29th Sunday in Ordinary time

Ten years ago, I took part in an introductory weekend course for clergy and religious from abroad who had come to work in Scotland. The main goal of that weekend course was to give us a better understanding of the country, including its historical, cultural, religious and political background. One talk was about the political framework of the UK including the devolved Scottish administration. At that point one of the priests asked the speaker, a Scottish priest, which of the political parties was specifically supported and backed by the Catholic Church. The speaker looked rather flummoxed; initially he thought he had misunderstood the question. Then, when it had been repeated, the speaker looked even more confused by such a question. The idea that the Church could support just one political party and back it exclusively seemed incomprehensible to him. But I knew where it had come from. In the home country of the priest in question the Catholic Church had been highly politicised for a very long time.

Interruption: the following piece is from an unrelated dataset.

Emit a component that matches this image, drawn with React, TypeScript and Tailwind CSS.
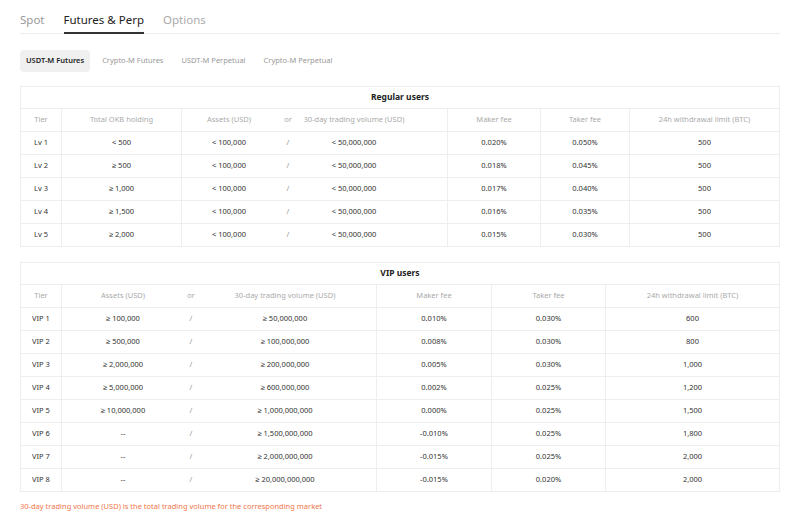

Politics and religion have always been tightly intertwined. Each has used the other for its own ends. For emperors, kings and any other kind of political leaders, religion has been useful in providing an extremely strong ideological cause. On the other hand, religious leaders have sought political influence in order to introduce their beliefs into the law of the land, effectively creating theocracies – states governed by a religious code. This kind of mutual coexistence has rarely been made out of love; the mutual back-scratching has mainly been for practical purposes.

Today’s gospel illustrates how such a mutually beneficial arrangement worked. The Pharisees were Jewish patriots who despised the imperial Roman rule and the pagan customs it brought to their hallowed land. The Herodians – other party mentioned here – were the supporters of the puppet governorship subservient to the Roman Emperor. Having to pay tax to the Empire was a bone of contention among the Jews for several reasons. Tax was paid to the occupying power; it was a heavy burden; and it was paid in coin bearing the Emperor’s effigy. This last – an image – was considered to be a grave violation of the Mosaic Law. Yet those two opposing parties were united against a single common foe: Jesus. Both parties considered him so dangerous a threat that they formed an alliance to get rid of him. Their plan was simple but clever. If Jesus condoned the paying of tax to the Roman occupation, he’d lose his popularity with the crowds overnight; if Jesus rejected the paying of tax, he’d be prosecuted and punished by the authorities.

Yet Jesus outfoxed them all with his response and he introduced the idea that we call the separation of state and church. It took nearly eighteen centuries to achieve that, in the form of the First Amendment to the American Constitution: ‘Congress shall make no law respecting an establishment of religion, or prohibiting the free exercise thereof.’ Since then, many countries around the world have followed suit, ours among them. Such an arrangement creates a wonderful environment, where people can grow spiritually without neither imposing their religious views and beliefs on those who don’t share them nor being forced to obey someone else’s religious code. It’s particularly important in our society, so diverse and multicultural that introducing a faith-based code might be great for some but oppressive for others. The horrific reality of the so-called Islamic State is a terrifying illustration of such an arrangement.

Let me return to the question to which I drew your attention earlier: which political party in Scotland was backed by the Catholic Church? The speaker gave a great answer to that: ‘There are Catholics in each political party, and they are there to work for the common good – the greater good of all.’ That’s the point that each and every one of us should latch on to. Our beliefs and practices ought to motivate us to build a fairer and more equal society, to drive us on to build a society where everyone can aspire to achieve greatness in their own way. ‘Give to Caesar what belongs to Caesar, and to God what belongs to God’.